• Set exercise: From the entries below, list each line with "styles".

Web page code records

◇ ◇ ◇ ◇ ◇ ◇ ◇

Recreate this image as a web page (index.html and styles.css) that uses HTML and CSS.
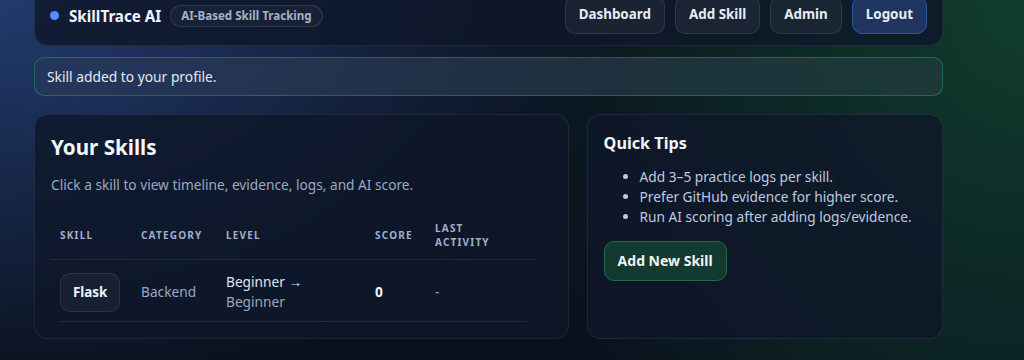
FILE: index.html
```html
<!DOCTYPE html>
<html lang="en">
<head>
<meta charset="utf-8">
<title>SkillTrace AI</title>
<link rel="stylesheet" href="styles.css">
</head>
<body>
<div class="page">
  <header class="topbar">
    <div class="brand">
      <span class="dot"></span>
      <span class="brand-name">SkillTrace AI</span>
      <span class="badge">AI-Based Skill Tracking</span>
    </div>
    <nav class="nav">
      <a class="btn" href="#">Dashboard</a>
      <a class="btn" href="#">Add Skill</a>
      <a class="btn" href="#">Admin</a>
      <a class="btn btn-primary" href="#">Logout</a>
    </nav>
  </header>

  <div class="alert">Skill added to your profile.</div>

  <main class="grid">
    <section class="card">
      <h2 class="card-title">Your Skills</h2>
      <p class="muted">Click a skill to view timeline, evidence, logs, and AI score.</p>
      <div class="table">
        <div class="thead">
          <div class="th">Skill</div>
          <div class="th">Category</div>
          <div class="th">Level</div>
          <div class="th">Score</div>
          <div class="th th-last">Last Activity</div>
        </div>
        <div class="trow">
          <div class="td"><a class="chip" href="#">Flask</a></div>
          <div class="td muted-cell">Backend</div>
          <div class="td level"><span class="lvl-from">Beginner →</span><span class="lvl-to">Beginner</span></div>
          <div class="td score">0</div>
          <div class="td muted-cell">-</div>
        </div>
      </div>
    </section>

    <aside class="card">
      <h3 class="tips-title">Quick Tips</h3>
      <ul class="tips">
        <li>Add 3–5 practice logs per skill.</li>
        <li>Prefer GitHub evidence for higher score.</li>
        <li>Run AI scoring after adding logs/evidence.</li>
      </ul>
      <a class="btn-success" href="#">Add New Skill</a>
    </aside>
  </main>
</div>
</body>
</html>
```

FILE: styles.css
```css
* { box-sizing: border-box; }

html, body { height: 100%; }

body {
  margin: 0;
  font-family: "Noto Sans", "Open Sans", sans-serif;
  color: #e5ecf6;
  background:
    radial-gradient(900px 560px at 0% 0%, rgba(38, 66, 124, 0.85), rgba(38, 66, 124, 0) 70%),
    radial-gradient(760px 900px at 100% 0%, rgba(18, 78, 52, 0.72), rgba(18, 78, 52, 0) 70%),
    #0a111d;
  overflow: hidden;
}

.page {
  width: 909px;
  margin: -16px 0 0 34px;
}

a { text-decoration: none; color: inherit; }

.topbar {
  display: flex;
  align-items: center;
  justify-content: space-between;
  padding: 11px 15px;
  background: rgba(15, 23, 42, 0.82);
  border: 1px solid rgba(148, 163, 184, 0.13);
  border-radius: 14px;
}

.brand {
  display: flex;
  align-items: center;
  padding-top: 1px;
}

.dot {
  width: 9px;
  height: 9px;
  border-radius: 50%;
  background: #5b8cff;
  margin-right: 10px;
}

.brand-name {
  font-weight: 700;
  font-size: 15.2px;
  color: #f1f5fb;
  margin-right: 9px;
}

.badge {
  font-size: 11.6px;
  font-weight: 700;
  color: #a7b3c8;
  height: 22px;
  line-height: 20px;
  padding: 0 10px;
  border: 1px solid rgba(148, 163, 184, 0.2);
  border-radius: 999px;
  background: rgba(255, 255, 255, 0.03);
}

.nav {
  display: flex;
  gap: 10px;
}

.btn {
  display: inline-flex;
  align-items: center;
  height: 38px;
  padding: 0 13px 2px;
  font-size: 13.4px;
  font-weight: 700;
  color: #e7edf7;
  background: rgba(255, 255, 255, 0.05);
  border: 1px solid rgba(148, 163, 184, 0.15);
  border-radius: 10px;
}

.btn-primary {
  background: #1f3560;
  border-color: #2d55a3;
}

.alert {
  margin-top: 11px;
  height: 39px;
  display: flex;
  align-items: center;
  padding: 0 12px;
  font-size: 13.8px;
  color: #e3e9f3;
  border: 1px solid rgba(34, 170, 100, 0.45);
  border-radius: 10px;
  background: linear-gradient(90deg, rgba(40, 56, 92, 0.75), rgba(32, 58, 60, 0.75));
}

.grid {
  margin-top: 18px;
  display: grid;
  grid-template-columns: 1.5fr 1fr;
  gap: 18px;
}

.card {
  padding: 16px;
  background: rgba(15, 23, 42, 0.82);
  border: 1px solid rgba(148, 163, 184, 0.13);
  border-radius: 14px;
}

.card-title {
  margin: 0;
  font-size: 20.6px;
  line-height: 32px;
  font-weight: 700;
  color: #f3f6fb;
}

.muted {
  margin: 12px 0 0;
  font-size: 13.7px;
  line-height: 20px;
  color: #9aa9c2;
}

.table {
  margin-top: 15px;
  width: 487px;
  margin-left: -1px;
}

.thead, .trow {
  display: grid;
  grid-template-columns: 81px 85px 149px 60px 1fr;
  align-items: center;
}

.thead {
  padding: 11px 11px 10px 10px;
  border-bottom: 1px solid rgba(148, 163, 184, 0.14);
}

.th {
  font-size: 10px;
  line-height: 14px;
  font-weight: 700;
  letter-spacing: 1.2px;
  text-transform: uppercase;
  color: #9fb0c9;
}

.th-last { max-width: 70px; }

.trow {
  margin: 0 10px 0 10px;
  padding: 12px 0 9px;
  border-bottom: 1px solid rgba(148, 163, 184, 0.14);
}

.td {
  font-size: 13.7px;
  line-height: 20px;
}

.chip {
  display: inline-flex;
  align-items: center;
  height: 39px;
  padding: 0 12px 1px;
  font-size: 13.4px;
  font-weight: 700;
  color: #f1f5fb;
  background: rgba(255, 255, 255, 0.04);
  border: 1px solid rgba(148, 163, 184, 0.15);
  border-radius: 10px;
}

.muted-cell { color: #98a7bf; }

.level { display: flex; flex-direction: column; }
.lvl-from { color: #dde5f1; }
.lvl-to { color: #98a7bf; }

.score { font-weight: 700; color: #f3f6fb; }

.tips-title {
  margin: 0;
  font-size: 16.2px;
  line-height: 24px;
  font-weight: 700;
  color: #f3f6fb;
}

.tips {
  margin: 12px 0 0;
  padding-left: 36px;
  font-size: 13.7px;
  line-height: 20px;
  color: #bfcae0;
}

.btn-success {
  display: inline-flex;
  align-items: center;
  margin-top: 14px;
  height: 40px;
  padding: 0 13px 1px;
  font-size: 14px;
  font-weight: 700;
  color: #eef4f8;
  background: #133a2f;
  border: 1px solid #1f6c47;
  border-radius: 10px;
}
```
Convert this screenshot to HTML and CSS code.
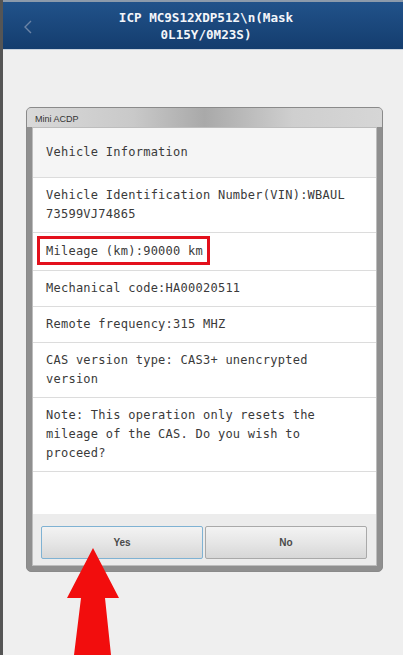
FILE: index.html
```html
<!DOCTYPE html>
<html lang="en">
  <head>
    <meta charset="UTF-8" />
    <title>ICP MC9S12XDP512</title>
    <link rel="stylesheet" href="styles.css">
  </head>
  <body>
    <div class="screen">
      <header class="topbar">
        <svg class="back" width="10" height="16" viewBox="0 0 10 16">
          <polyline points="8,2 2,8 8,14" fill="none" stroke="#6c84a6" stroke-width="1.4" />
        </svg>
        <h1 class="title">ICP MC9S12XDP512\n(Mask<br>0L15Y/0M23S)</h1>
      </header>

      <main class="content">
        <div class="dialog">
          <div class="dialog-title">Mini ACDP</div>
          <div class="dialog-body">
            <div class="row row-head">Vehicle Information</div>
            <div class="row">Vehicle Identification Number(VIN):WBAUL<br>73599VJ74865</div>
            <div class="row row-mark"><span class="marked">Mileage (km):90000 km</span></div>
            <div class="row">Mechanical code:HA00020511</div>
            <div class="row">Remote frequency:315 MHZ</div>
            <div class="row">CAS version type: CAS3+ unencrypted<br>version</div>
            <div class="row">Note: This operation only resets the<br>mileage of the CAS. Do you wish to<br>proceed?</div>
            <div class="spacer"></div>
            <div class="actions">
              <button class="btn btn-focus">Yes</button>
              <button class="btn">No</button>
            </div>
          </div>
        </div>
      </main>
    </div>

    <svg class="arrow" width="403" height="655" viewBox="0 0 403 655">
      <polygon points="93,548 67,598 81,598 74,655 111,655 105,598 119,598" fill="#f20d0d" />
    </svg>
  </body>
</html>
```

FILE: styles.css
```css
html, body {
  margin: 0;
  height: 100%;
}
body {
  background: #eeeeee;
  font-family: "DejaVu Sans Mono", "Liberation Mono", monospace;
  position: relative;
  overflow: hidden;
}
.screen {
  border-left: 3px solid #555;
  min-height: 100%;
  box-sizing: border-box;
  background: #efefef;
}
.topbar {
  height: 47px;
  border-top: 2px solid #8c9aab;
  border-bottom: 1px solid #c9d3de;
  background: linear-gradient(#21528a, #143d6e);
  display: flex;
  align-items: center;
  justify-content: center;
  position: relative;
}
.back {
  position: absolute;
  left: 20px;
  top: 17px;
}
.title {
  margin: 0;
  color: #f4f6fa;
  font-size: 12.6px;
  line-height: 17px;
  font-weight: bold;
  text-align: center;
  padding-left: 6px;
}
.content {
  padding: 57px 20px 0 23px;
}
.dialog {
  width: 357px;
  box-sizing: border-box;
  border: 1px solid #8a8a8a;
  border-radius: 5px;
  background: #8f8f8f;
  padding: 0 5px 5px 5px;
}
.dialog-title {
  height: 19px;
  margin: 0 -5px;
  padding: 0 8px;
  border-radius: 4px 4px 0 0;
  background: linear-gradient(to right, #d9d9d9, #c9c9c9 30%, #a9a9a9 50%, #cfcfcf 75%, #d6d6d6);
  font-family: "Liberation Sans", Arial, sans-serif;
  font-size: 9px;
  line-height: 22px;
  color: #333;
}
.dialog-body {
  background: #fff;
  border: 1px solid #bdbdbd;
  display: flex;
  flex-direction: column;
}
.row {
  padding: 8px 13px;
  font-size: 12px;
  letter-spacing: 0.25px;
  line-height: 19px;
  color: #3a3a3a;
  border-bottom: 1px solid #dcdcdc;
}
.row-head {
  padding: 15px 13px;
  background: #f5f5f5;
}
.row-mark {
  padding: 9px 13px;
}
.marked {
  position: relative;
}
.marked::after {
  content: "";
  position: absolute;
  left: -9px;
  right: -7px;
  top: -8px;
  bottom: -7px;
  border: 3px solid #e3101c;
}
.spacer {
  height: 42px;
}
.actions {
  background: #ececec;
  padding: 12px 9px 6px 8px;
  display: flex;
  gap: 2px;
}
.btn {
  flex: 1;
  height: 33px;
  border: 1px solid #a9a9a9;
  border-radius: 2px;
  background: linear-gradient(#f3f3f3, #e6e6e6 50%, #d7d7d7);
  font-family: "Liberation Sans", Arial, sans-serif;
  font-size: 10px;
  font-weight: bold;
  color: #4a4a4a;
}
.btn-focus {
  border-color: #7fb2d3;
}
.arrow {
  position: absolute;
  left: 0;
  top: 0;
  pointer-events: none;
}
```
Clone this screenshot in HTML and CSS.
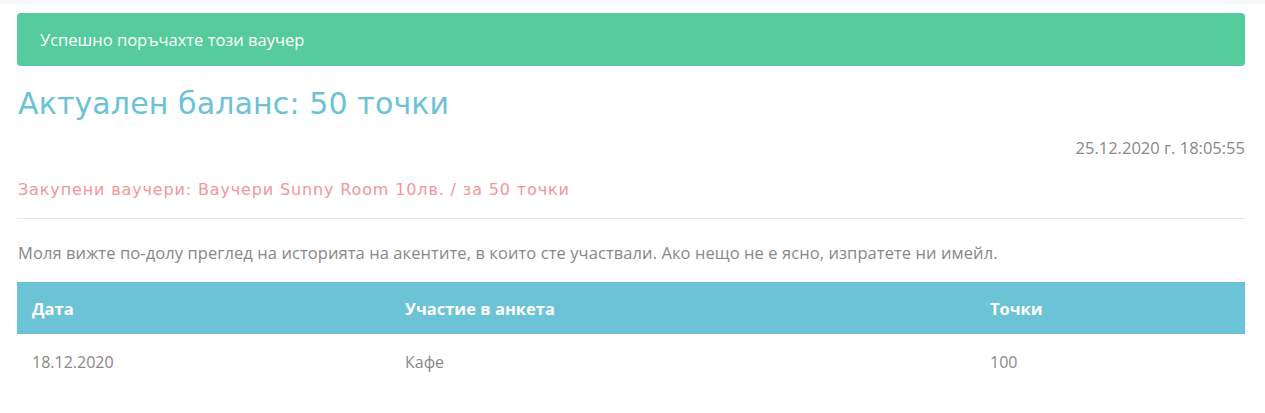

◇ ◇ ◇ ◇ ◇ ◇ ◇

• Task response:
Recreate this image as a web page (index.html and styles.css) that uses HTML and CSS.
<link rel="stylesheet" href="styles.css">
FILE: styles.css
    <link rel="stylesheet" href="styles.css">
FILE: styles.css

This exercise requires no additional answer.